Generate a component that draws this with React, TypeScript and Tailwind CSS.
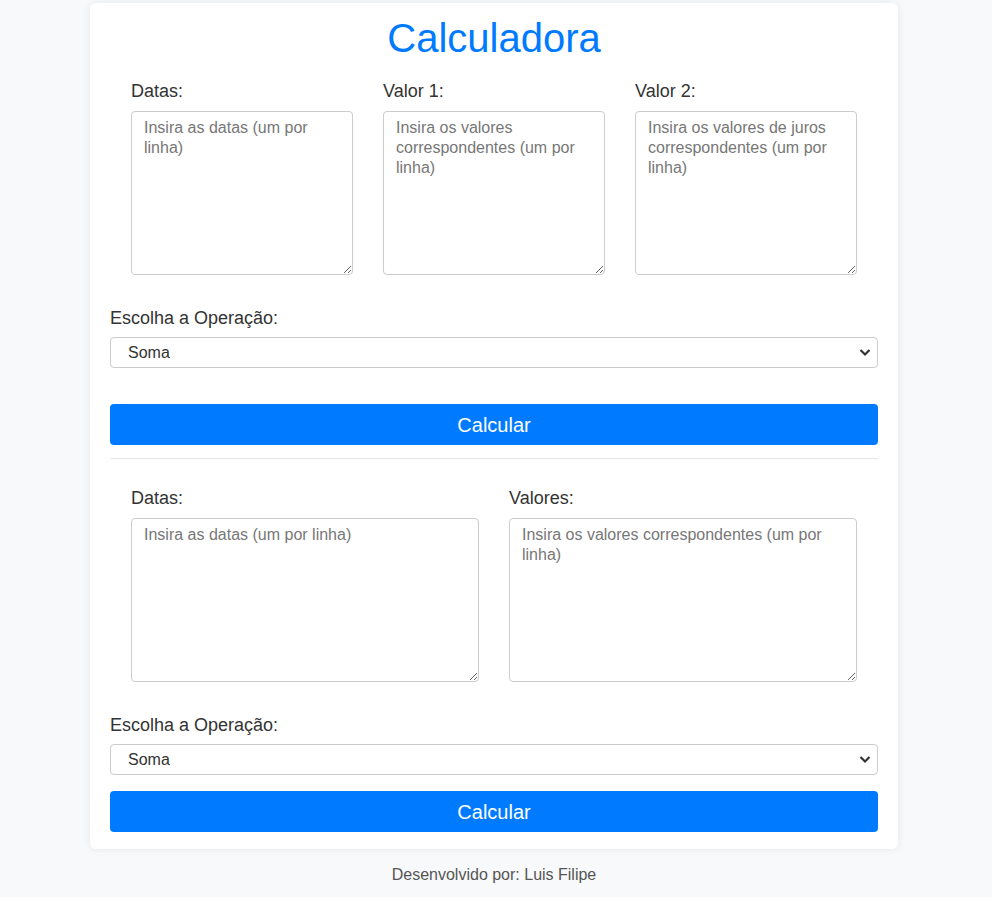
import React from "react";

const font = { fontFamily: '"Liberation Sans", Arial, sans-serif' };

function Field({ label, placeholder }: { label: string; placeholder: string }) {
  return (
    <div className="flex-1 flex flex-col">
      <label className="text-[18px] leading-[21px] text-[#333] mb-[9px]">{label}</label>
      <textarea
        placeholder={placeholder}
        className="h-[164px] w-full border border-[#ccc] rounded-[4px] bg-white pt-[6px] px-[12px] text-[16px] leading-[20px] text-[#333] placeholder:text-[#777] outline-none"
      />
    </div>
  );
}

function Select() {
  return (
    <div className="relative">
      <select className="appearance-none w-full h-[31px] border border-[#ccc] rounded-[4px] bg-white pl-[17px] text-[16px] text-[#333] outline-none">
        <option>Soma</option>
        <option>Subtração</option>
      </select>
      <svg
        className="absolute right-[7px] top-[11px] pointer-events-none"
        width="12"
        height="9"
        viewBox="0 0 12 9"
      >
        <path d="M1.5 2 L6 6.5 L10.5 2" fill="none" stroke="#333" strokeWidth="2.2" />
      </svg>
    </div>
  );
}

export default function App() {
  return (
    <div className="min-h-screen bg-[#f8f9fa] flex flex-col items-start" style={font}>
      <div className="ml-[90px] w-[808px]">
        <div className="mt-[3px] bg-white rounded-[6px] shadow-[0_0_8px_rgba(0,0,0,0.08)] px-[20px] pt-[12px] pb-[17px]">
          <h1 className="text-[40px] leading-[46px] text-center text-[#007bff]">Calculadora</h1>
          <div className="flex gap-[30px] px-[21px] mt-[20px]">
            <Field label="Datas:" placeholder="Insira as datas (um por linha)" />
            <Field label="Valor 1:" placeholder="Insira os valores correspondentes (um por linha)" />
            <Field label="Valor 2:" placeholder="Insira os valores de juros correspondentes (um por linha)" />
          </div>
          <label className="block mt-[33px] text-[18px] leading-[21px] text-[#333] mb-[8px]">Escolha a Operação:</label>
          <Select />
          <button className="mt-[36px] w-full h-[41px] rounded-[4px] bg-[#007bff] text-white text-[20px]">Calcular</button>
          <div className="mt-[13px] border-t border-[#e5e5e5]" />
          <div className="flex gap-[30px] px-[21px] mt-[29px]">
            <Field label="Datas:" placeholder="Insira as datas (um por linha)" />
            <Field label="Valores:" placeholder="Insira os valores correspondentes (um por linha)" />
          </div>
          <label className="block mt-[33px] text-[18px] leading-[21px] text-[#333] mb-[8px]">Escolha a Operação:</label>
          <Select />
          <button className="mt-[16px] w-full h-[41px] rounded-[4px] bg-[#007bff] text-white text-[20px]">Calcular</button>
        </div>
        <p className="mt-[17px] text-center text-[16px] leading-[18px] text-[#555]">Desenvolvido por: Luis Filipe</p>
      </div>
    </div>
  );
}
§ §
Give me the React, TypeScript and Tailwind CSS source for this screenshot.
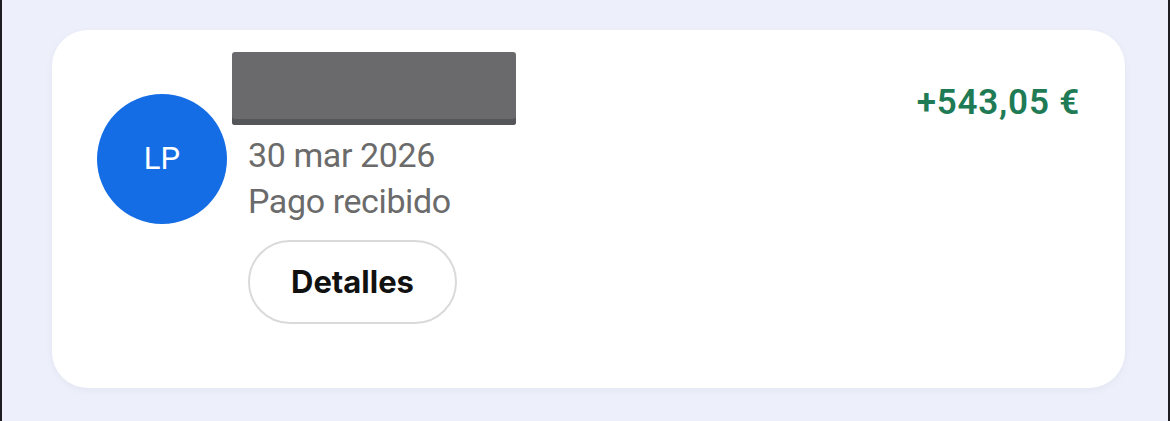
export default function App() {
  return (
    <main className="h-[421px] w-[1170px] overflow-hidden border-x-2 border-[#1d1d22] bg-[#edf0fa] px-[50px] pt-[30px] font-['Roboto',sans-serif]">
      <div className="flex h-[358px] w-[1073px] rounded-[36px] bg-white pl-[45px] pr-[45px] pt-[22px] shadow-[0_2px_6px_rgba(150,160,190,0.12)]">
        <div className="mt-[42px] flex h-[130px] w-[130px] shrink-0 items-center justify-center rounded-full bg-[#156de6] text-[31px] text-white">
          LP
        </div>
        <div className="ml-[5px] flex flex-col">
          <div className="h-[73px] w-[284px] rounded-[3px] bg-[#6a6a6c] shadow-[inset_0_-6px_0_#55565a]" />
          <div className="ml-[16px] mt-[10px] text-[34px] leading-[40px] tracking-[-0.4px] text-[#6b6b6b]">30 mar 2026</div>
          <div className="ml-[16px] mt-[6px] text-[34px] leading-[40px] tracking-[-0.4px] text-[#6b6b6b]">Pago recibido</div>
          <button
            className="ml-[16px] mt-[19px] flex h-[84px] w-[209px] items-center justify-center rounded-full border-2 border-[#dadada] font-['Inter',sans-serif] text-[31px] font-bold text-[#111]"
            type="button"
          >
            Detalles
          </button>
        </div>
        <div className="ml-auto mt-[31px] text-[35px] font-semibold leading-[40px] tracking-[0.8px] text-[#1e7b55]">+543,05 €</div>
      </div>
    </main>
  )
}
§ §
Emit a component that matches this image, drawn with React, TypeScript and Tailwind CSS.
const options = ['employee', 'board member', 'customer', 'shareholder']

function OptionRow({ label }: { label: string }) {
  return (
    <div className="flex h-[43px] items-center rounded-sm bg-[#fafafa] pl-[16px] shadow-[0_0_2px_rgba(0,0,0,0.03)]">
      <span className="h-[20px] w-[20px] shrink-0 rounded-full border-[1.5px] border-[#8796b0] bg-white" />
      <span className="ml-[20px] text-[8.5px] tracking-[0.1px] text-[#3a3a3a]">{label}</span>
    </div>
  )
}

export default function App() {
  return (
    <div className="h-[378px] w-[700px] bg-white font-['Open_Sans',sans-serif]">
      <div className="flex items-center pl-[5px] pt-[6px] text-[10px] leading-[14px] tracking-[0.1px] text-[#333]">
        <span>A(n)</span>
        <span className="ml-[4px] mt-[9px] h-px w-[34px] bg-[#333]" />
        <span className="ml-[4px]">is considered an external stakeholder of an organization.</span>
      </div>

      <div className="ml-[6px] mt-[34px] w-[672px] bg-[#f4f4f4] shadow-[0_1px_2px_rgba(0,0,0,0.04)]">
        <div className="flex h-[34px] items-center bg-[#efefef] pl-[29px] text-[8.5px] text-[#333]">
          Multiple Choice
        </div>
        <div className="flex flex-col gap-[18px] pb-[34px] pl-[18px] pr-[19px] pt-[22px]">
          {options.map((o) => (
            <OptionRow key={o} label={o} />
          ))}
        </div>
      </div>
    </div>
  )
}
§ §
**TASK PROMPT**
Within the material above, transcribe exactly the lines that run from the line holding "Emit a component" through the line holding "const options = ['employee', 'board".

**TASK ANSWER**
Emit a component that matches this image, drawn with React, TypeScript and Tailwind CSS.
const options = ['employee', 'board member', 'customer', 'shareholder']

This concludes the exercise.